> _Task requirements_
In the records below, find the line with "Rebuild this screenshot" and the line with "import React from"; return exactly those lines and every line between them.

---------- Data extract ----------

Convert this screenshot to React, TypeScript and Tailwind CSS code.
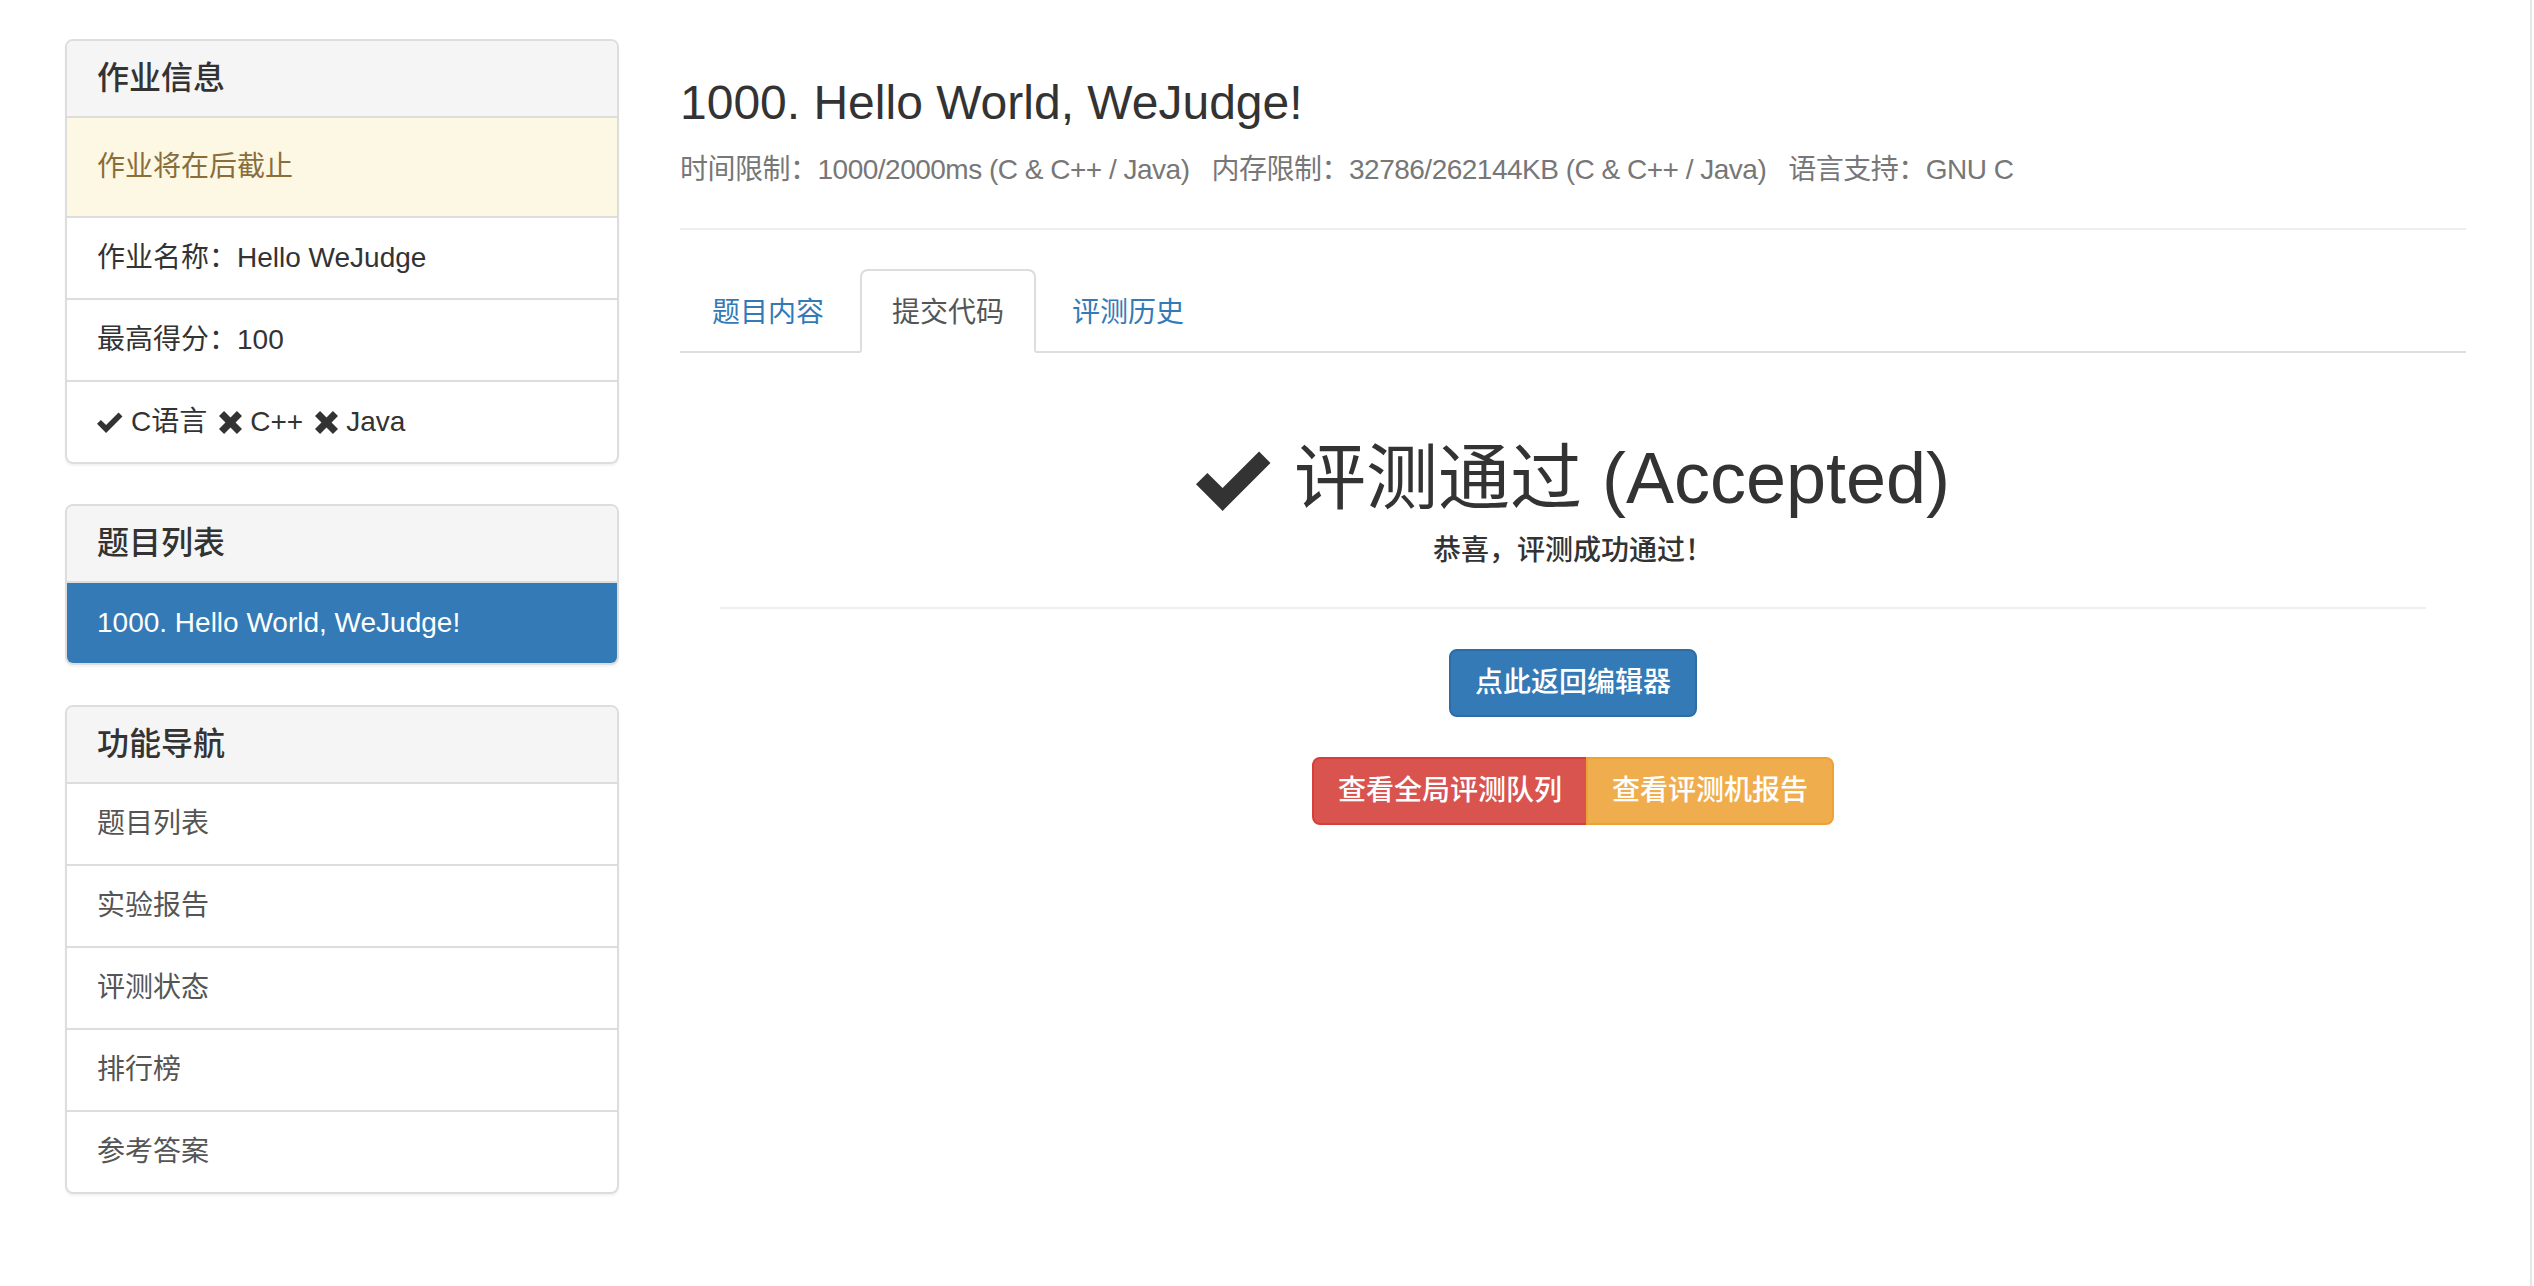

----------
---------- Data extract ----------

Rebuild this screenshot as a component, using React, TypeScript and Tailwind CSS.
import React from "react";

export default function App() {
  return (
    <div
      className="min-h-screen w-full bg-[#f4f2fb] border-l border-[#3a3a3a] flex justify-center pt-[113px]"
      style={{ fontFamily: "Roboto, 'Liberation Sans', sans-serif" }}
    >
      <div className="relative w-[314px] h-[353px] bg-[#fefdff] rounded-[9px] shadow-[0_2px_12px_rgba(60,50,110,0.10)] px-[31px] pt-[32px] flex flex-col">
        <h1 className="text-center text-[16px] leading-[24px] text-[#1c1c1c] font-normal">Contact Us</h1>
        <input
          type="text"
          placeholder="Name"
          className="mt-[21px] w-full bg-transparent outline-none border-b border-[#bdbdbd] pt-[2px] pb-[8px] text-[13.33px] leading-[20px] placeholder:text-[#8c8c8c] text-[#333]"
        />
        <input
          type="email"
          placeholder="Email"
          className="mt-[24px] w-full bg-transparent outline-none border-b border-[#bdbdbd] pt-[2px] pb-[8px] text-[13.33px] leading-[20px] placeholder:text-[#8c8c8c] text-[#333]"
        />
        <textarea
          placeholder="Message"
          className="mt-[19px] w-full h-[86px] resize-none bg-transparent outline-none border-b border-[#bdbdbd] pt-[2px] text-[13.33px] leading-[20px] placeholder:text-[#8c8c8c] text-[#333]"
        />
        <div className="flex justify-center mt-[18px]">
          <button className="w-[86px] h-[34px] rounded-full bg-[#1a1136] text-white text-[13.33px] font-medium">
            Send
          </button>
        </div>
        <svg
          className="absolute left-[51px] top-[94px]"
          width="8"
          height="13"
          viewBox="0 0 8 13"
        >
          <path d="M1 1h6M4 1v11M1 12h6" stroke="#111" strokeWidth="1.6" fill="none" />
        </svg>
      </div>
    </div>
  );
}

----------

> _Correct answer_
Rebuild this screenshot as a component, using React, TypeScript and Tailwind CSS.
import React from "react";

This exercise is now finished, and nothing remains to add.